As Gottlieb mulls taking the USC job, she calls around to get some information about Watkins and her upcoming recruitment. She is not stupid.
To understand what's ahead of Gottlieb and USC this weekend — the chance to reach a Final Four for the first time since 1986 — let’s return to Nov. 15, 2022. Gottlieb is beginning her second season at USC after going 12-16 in Year 1. There's not yet proof of concept of what the program could become.
Watkins, however, sees the vision. She chooses to stay home and play for the Trojans rather than go to perennial powers Stanford or South Carolina. Gottlieb’s experience in the NBA has already paid off in unexpected ways.
“I just felt like I could communicate in terms that were, I don't know, more suited for her,” Gottlieb said. "She's a generational talent. I don't think she belongs in a cookie-cutter system, and I don't think she belonged in a cookie-cutter recruiting process.”

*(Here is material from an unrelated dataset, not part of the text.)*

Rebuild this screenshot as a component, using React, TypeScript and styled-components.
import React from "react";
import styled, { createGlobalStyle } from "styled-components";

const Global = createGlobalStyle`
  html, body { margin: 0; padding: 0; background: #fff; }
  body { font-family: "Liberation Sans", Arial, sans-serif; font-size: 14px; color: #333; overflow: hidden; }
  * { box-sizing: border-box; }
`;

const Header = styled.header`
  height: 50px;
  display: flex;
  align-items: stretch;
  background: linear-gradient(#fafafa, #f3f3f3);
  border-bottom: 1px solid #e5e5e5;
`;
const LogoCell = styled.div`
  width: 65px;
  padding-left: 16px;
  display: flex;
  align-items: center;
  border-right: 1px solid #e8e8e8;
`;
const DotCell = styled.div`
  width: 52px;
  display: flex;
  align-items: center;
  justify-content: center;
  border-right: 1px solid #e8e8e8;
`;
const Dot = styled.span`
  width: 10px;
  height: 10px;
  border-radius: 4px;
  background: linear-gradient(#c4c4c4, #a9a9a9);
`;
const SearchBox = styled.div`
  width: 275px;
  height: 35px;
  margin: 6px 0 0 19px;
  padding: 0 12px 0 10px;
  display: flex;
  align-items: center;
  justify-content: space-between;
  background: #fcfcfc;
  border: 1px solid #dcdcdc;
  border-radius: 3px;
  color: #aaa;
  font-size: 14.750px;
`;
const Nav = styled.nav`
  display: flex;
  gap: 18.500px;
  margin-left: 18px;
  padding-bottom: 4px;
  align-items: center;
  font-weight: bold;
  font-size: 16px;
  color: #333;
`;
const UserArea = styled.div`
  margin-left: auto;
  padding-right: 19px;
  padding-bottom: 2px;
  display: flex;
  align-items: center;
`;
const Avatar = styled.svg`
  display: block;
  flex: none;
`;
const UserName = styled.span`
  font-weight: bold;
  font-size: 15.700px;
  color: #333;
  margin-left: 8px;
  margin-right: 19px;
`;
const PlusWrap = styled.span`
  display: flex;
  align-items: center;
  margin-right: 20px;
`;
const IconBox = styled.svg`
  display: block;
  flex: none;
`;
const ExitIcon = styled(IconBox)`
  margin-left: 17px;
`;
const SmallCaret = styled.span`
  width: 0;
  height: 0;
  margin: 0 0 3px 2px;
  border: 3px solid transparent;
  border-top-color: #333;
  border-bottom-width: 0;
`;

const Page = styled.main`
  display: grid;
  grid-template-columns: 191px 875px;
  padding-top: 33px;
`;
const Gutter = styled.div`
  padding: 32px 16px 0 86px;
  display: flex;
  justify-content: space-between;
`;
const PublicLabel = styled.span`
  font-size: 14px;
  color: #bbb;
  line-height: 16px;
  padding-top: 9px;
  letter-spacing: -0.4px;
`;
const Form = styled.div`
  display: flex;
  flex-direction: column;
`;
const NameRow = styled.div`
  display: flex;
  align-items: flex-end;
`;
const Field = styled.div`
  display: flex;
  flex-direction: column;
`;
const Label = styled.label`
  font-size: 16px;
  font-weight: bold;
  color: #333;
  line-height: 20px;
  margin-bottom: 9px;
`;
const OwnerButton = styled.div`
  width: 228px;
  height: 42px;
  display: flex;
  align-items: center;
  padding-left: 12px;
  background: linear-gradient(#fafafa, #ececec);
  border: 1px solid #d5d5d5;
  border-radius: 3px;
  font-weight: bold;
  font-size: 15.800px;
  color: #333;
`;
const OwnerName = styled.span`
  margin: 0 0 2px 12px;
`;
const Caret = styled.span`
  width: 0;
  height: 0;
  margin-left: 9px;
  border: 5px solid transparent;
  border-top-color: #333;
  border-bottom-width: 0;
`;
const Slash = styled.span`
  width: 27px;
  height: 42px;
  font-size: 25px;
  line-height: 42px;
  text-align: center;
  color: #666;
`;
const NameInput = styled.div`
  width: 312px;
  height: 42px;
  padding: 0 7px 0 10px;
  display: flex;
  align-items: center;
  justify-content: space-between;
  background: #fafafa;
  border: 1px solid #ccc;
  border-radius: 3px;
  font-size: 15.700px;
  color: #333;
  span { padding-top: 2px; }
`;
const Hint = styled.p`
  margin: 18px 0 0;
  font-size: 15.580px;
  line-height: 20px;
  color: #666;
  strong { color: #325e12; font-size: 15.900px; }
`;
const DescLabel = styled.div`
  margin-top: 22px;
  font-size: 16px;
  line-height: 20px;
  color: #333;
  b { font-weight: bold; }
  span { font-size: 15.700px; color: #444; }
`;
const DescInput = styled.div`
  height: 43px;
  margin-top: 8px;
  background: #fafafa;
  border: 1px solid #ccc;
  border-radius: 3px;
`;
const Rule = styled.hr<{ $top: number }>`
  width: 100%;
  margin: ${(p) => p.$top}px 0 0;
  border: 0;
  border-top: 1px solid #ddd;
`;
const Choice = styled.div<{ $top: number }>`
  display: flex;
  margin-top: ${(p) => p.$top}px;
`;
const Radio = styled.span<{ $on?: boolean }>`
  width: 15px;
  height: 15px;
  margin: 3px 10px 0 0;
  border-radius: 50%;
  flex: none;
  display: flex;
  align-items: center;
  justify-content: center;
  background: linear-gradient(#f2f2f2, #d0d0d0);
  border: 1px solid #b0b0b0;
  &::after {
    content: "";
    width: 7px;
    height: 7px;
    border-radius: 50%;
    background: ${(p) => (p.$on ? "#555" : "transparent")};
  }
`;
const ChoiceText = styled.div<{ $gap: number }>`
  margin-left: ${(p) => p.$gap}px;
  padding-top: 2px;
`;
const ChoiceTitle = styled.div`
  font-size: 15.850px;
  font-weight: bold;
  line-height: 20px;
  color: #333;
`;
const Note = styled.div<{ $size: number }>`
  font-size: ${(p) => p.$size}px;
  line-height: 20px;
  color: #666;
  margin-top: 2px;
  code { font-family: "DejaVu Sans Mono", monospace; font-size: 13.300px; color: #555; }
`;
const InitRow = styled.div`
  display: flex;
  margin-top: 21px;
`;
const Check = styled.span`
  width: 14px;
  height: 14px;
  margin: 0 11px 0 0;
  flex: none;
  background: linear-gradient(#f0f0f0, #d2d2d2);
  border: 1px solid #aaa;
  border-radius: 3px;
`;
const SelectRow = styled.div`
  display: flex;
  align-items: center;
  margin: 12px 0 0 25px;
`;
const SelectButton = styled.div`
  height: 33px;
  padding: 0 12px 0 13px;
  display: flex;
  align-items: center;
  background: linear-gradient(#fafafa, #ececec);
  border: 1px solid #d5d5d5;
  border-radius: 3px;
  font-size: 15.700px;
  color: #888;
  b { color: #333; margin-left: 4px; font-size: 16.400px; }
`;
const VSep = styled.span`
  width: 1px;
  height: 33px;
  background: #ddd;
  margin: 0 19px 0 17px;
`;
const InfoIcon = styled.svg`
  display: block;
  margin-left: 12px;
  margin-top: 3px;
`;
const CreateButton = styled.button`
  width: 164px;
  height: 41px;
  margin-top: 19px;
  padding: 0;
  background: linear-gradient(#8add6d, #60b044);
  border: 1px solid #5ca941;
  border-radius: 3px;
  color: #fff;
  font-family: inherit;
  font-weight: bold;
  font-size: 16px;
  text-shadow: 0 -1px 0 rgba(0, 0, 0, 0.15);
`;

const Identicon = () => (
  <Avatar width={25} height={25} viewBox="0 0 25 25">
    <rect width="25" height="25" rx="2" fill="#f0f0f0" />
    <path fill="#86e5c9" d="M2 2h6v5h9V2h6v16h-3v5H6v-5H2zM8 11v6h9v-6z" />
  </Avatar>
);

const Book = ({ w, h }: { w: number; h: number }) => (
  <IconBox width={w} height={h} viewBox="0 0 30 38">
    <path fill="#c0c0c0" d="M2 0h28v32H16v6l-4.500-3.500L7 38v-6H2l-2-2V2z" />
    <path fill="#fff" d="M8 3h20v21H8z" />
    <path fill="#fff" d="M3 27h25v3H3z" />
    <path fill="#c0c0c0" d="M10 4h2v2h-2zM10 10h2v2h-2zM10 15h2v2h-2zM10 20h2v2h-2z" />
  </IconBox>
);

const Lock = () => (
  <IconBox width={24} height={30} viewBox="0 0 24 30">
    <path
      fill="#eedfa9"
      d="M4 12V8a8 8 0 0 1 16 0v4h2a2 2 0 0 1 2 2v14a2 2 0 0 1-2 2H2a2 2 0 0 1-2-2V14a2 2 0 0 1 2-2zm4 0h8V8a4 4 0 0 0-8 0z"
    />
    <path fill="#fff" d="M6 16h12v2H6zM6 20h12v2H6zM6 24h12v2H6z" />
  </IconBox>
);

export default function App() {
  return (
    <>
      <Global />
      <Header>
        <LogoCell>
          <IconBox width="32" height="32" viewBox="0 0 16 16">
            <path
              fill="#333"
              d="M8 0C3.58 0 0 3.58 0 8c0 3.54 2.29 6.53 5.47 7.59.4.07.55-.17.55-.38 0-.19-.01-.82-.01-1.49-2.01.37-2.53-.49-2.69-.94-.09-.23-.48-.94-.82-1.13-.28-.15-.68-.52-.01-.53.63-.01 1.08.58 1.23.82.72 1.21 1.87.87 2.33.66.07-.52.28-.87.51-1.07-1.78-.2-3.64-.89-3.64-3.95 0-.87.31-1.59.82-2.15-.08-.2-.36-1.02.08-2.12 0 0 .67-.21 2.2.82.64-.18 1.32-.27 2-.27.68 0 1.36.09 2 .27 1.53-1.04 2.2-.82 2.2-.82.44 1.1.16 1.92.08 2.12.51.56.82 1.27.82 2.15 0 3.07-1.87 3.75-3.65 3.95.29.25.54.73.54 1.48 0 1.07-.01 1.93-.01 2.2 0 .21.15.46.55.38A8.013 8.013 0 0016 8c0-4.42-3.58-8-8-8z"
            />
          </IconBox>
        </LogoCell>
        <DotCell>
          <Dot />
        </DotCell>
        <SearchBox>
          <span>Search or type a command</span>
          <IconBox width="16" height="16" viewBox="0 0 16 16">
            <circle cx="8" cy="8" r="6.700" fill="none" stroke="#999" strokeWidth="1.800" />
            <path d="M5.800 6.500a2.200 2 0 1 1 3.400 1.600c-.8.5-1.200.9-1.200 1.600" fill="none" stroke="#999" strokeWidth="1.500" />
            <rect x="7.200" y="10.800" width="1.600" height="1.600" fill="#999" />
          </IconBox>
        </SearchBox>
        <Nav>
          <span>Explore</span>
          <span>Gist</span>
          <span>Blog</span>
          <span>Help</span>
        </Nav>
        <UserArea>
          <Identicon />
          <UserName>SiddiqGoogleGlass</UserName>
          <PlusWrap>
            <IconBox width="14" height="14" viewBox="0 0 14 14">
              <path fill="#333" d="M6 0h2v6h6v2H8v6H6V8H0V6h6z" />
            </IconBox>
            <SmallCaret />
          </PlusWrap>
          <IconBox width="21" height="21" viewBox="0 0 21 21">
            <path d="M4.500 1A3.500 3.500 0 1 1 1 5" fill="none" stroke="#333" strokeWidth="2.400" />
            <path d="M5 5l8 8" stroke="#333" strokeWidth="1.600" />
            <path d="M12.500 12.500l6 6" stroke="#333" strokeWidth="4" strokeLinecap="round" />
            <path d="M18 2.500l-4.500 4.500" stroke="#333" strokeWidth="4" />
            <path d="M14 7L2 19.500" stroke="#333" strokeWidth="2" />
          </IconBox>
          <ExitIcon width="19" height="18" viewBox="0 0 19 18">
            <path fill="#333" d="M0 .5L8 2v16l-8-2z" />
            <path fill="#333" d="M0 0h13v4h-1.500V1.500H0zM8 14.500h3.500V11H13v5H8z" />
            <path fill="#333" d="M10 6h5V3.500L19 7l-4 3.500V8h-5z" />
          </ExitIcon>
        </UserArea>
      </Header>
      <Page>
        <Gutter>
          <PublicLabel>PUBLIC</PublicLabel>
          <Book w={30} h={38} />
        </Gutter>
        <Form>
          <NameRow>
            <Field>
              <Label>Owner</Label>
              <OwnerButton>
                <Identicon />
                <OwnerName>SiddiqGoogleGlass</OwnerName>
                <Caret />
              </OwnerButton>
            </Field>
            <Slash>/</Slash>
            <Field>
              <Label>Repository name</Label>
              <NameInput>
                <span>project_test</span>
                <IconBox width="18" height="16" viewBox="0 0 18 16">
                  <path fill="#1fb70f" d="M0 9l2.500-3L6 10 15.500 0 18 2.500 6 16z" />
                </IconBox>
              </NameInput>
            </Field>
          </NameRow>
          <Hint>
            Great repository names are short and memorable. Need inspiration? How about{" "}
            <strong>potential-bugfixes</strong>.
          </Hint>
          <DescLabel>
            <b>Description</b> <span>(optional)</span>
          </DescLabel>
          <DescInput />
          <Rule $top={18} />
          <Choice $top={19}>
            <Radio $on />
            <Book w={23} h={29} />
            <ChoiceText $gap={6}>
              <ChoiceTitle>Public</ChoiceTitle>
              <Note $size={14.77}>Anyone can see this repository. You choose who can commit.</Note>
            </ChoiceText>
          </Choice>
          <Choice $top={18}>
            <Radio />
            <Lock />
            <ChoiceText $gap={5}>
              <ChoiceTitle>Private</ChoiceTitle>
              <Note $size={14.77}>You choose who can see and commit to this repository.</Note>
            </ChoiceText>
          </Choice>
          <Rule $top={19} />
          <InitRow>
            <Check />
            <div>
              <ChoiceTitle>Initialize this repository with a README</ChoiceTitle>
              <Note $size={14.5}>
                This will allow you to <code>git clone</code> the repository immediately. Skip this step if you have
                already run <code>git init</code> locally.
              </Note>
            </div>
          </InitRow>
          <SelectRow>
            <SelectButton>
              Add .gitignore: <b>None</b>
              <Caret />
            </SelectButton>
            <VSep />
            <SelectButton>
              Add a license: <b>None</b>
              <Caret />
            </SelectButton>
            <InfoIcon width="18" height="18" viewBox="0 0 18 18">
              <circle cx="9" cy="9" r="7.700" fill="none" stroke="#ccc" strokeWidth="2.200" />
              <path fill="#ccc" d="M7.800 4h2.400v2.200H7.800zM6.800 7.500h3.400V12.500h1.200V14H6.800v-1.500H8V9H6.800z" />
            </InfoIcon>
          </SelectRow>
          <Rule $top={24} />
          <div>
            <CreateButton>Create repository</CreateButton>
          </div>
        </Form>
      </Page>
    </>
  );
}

Sure, the football games and fancy recruiting dinners are great. But at her core, Gottlieb is a basketball nerd and had come back to college armed with the best X-and-O education on the planet. When Gottlieb is talking to Watkins about spacing the floor or ripping rebounds and creating transition offense, she’s talking about her real life experience game planning for Giannis Antetokounmpo and Ja Morant.
“In conversations with JuJu and her family, I was very open in saying I don't think there's a model for what kind of player you are in women's college basketball,” Gottlieb said. “Even before if I had the mentality that you don’t just plug great players into a system, I didn't necessarily have the arsenal of tools to visualize how the court can be spaced for a player like JuJu or how you can use post players to vertically space. These are things I saw every day. In my two years in the NBA, you talk more X’s and O’s and do more X’s and O’s than probably 10 years in college because you're worrying about recruiting and study hall and everything else.
“There's no question the timing of that was perfect for me to get a player like JuJu because you have to utilize her in a more kind of pro style that allows her freedom and allows her to kind of operate in space versus trying to fit into a very static system.”
In her first game for USC, Watkins scored 32 points in a win over Ohio State. It wasn't an aberration. While the nation has largely been focused on Caitlin Clark and Iowa, South Carolina and LSU, Watkins put together one of the most impressive freshmen seasons in women's history and led USC to a Pac-12 tournament title and a No. 1 seed in the NCAA Tournament.
When Gottlieb took the USC job, she couldn't help but make a mental note that the 2024 Final Four would be in Cleveland. Now, she’s two wins from bringing that part of her unique story full circle.